MEMOIR

What Cruising Taught Me about Love

I found connection in hidden trails, the flicker of cigarette ends, and fleeting encounters

BY PETER DUBÉ

Published 6:30, JULY 26, 2024

A foggy, dark scene lit by lamposts of Mont Royal in Montreal
abdallahh/Flickr

When I was younger, I was hot for information and experience. These related hungers came together in unexpected and unpredictable ways in cruising. Such outings were among the most important moments of my life. The encounters with strangers, the kisses and fumbling with belts and trousers, never once felt abject to me. What those moments did feel like was as various and complex as the emotional and spiritual responses one might have to any other event. I learned a lot about myself, my feelings, desires, and boundaries. In cruising, I found an important part of my education. The claim is complicated, since the activity to which I’m referring has largely been displaced by the virtual: the web and its attendant apps. Consequently, some explanation is needed.

I found a truth in moonlight. Deep in the woods of Mount Royal was a tangle of paths and small clearings that saw scores of men gathering and become luminous at sundown, only to vanish with the returning light. Some nights, I joined them. Tracking the pale faces or flickering cigarette ends, I could walk for hours. The pleasure of being in nature was part of what stirred me, as was the fullness of the dark. It wasn’t total, but it was as close as I could get. Immersed in the quiet, I was able to silence the noise in my head. Those hours taught me much about patience, about being open to possibility—what might but didn’t have to happen.

Cruising has always been partly about seeking pleasure, and doing so in a way with no certain end point. One may start out wanting a sexual partner, but there is never a guarantee; thus it becomes a mixture of anticipation, delight, and idleness. I found ways to sideline my restless expectations. This led me to an awareness of the dangers of overdetermining, of freezing meaning rather than letting it arise. Some encounters were extraordinary, some were not, and some even felt unsatisfying, but the experience of cruising never failed to please.
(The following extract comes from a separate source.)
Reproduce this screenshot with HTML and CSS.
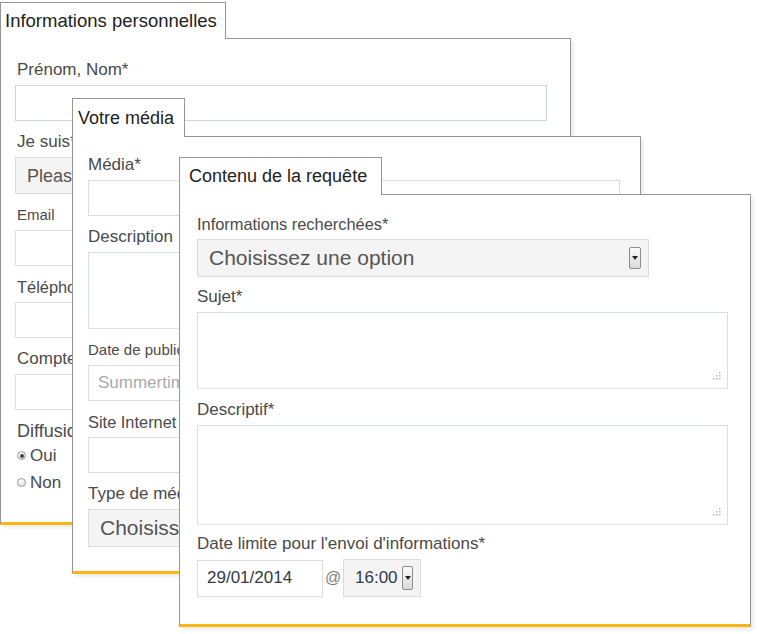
FILE: index.html
```html
<!DOCTYPE html>
<html lang="fr">
<head>
<meta charset="utf-8">
<title>Formulaire</title>
<link rel="stylesheet" href="styles.css">
</head>
<body>
<div class="canvas">

  <section class="panel p1">
    <div class="tab">Informations personnelles</div>
    <div class="pbody">
      <label class="lbl first">Prénom, Nom*</label>
      <input class="input blue" type="text">
      <label class="lbl">Je suis*</label>
      <div class="select s18"><span class="sel-text">Please</span><span class="arrow"></span></div>
      <label class="lbl f15">Email</label>
      <input class="input" type="text">
      <label class="lbl f16">Téléphone</label>
      <input class="input" type="text">
      <label class="lbl">Compte</label>
      <input class="input" type="text">
      <label class="lbl f18">Diffusion</label>
      <div class="radio-row first-radio"><span class="radio checked"></span><span>Oui</span></div>
      <div class="radio-row"><span class="radio"></span><span>Non</span></div>
    </div>
  </section>

  <section class="panel p2">
    <div class="tab">Votre média</div>
    <div class="pbody">
      <label class="lbl first">Média*</label>
      <input class="input" type="text">
      <label class="lbl">Description</label>
      <div class="textarea h77"></div>
      <label class="lbl f15">Date de publication</label>
      <input class="input" type="text" placeholder="Summertime">
      <label class="lbl f16">Site Internet</label>
      <input class="input" type="text">
      <label class="lbl">Type de média</label>
      <div class="select s21"><span class="sel-text">Choisissez une option</span><span class="arrow"></span></div>
    </div>
  </section>

  <section class="panel p3">
    <div class="tab">Contenu de la requête</div>
    <div class="pbody">
      <label class="lbl first f16">Informations recherchées*</label>
      <div class="select s21 narrow"><span class="sel-text">Choisissez une option</span><span class="arrow"></span></div>
      <label class="lbl">Sujet*</label>
      <div class="textarea h77">
        <svg class="grip" width="10" height="10" viewBox="0 0 10 10"><g fill="#b8b8b8"><rect x="8" y="0" width="1.5" height="1.5"/><rect x="5" y="3" width="1.5" height="1.5"/><rect x="8" y="3" width="1.5" height="1.5"/><rect x="2" y="6" width="1.5" height="1.5"/><rect x="5" y="6" width="1.5" height="1.5"/><rect x="8" y="6" width="1.5" height="1.5"/></g></svg>
      </div>
      <label class="lbl g11">Descriptif*</label>
      <div class="textarea h100">
        <svg class="grip" width="10" height="10" viewBox="0 0 10 10"><g fill="#b8b8b8"><rect x="8" y="0" width="1.5" height="1.5"/><rect x="5" y="3" width="1.5" height="1.5"/><rect x="8" y="3" width="1.5" height="1.5"/><rect x="2" y="6" width="1.5" height="1.5"/><rect x="5" y="6" width="1.5" height="1.5"/><rect x="8" y="6" width="1.5" height="1.5"/></g></svg>
      </div>
      <label class="lbl g9">Date limite pour l'envoi d'informations*</label>
      <div class="datetime">
        <input class="input date" type="text" value="29/01/2014">
        <span class="at">@</span>
        <div class="select time"><span class="sel-text">16:00</span><span class="arrow"></span></div>
      </div>
    </div>
  </section>

</div>
</body>
</html>
```

FILE: styles.css
```css
html, body {
  margin: 0;
  padding: 0;
  background: #fff;
}

.canvas {
  position: relative;
  width: 757px;
  height: 634px;
  overflow: hidden;
  font-family: "Liberation Sans", Arial, sans-serif;
  color: #4a4a4a;
}

.panel {
  position: absolute;
  display: flex;
  flex-direction: column;
  align-items: flex-start;
}

.p1 { left: 0; top: 2px; z-index: 1; --gap: 11px; }
.p2 { left: 72px; top: 98px; z-index: 2; --gap: 11px; }
.p3 { left: 179px; top: 157px; z-index: 3; --gap: 10px; }

.tab {
  position: relative;
  z-index: 1;
  margin-bottom: -1px;
  box-sizing: border-box;
  background: #fff;
  border: 1px solid #959595;
  border-bottom: 0;
  display: flex;
  align-items: center;
  font-size: 18px;
  color: #222;
  padding-left: 5px;
  white-space: nowrap;
}

.p1 .tab { width: 226px; height: 37px; font-size: 18.5px; padding-left: 4px; }
.p2 .tab { width: 113px; height: 39px; }
.p3 .tab { width: 203px; height: 38px; padding-left: 9px; }

.pbody {
  box-sizing: border-box;
  background: #fff;
  border: 1px solid #959595;
  border-bottom: 3px solid #fab512;
  box-shadow: 3px 3px 3px rgba(0, 0, 0, 0.07);
  display: flex;
  flex-direction: column;
  align-items: flex-start;
  overflow: hidden;
}

.p1 .pbody { width: 571px; height: 487px; padding: 21px 0 0 14px; }
.p2 .pbody { width: 569px; height: 438px; padding: 18px 0 0 15px; }
.p3 .pbody { width: 572px; height: 433px; padding: 19px 0 0 17px; }

.lbl {
  display: block;
  font-size: 17px;
  line-height: 16px;
  height: 16px;
  margin-top: calc(var(--gap) + 2px);
  margin-bottom: 7px;
  white-space: nowrap;
  color: #4a4a4a;
}
.p1 .lbl { margin-left: 2px; }
.lbl.first { margin-top: 2px; }
.lbl.f15 { font-size: 15px; }
.lbl.f16 { font-size: 16.4px; }
.lbl.f18 { font-size: 18px; }
.lbl.g11 { margin-top: 13px; }
.lbl.g9 { margin-top: 11px; }

.input {
  box-sizing: border-box;
  width: 532px;
  height: 36px;
  margin: 0;
  padding: 0 9px;
  border: 1px solid #dddddd;
  background: #fff;
  font-family: inherit;
  font-size: 17px;
  color: #333a44;
  outline: none;
  flex: none;
}
.input.blue { border-color: #cbd8e4; }
.input::placeholder { color: #aaaaaa; }

.textarea {
  position: relative;
  box-sizing: border-box;
  width: 532px;
  border: 1px solid #d6dee6;
  border-bottom-color: #e2e2e2;
  background: #fff;
  flex: none;
}
.p3 .textarea { width: 531px; }
.textarea.h77 { height: 77px; }
.textarea.h100 { height: 100px; }

.grip {
  position: absolute;
  right: 6px;
  bottom: 6px;
}

.select {
  box-sizing: border-box;
  width: 532px;
  height: 38px;
  border: 1px solid #dcdcdc;
  background: #f4f4f4;
  display: flex;
  align-items: center;
  padding: 0 7px 0 11px;
  color: #555;
  flex: none;
}
.select.s18 { font-size: 18px; height: 37px; }
.select.s21 { font-size: 21px; }
.select.narrow { width: 452px; }

.sel-text {
  flex: 1;
  line-height: 16px;
  white-space: nowrap;
  overflow: visible;
}

.arrow {
  position: relative;
  box-sizing: border-box;
  width: 12px;
  height: 22px;
  border: 1px solid #8c8c8c;
  border-radius: 2px;
  background: linear-gradient(#fbfbfb, #dadada);
  flex: none;
}
.arrow::after {
  content: "";
  position: absolute;
  left: 2px;
  top: 8px;
  border-left: 3px solid transparent;
  border-right: 3px solid transparent;
  border-top: 4px solid #222;
}

.datetime {
  display: flex;
  align-items: center;
}

.input.date {
  width: 126px;
  height: 37px;
}

.at {
  width: 20px;
  text-align: center;
  font-size: 16px;
  color: #7a7a7a;
}

.select.time {
  width: 78px;
  height: 38px;
  font-size: 17px;
  color: #333a44;
  padding: 0 7px 0 11px;
}
.select.time .arrow { width: 11px; height: 24px; }
.select.time .arrow::after { left: 2px; top: 9px; }

.radio-row {
  display: flex;
  align-items: center;
  height: 27px;
  font-size: 17px;
  color: #4a4a4a;
  margin-left: 2px;
}
.radio-row.first-radio { margin-top: -4px; }

.radio {
  box-sizing: border-box;
  width: 9px;
  height: 9px;
  border-radius: 50%;
  border: 1px solid #9a9a9a;
  background: radial-gradient(circle at 40% 35%, #ffffff, #d8d8d8);
  margin-right: 4px;
  position: relative;
}
.radio.checked::after {
  content: "";
  position: absolute;
  left: 1.5px;
  top: 1.5px;
  width: 4px;
  height: 4px;
  border-radius: 50%;
  background: #444;
}
```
What did I learn? I learned how the need to see validation in another person’s eyes is universal; how kindness brings light into the world; how the smallest gesture, whether noble or cruel, can have unforeseeable consequences. I learned how, despite all the heteronormative narratives of romance, it was utterly true that one could love someone passionately, deeply, for twenty minutes without knowing anything about him, or seeing him again, and treasure the memory of those minutes all of one’s life.

I don’t want to suggest that cruising was utopian. I saw a lot of nasty rejections and screaming matches, and knew people who were gay-bashed, some of them friends, lovers, or acquaintances. Though I managed to escape actual violence, I had my share of unpleasant encounters and hurtful comments and even a little dust-up. But those things are not what lingers. They are part of the deep education I began acquiring at the time and still build on. I learned how to take chances intelligently, how to both protect myself and open myself up; how to speak truth gently when I had to, and how to say “no” firmly but without cruelty. And I learned how to hear those things clearly too. I learned about my pleasures, my dreams, my fears, and what was possible to construct from them.

It was in the bushes that I began the hard work of abandoning shame, the shame with which every gay boy I knew grew up: the terrible sense that one is wrong in some fundamental way. Reading and debating began that process for me, but cruising did the heavy lifting. I discovered the luxuriance and variety of desire; I saw the numberless permutations of sex and learned that no matter what someone might be into, there were guys out there who shared that interest, who were able to give a partner what he needed.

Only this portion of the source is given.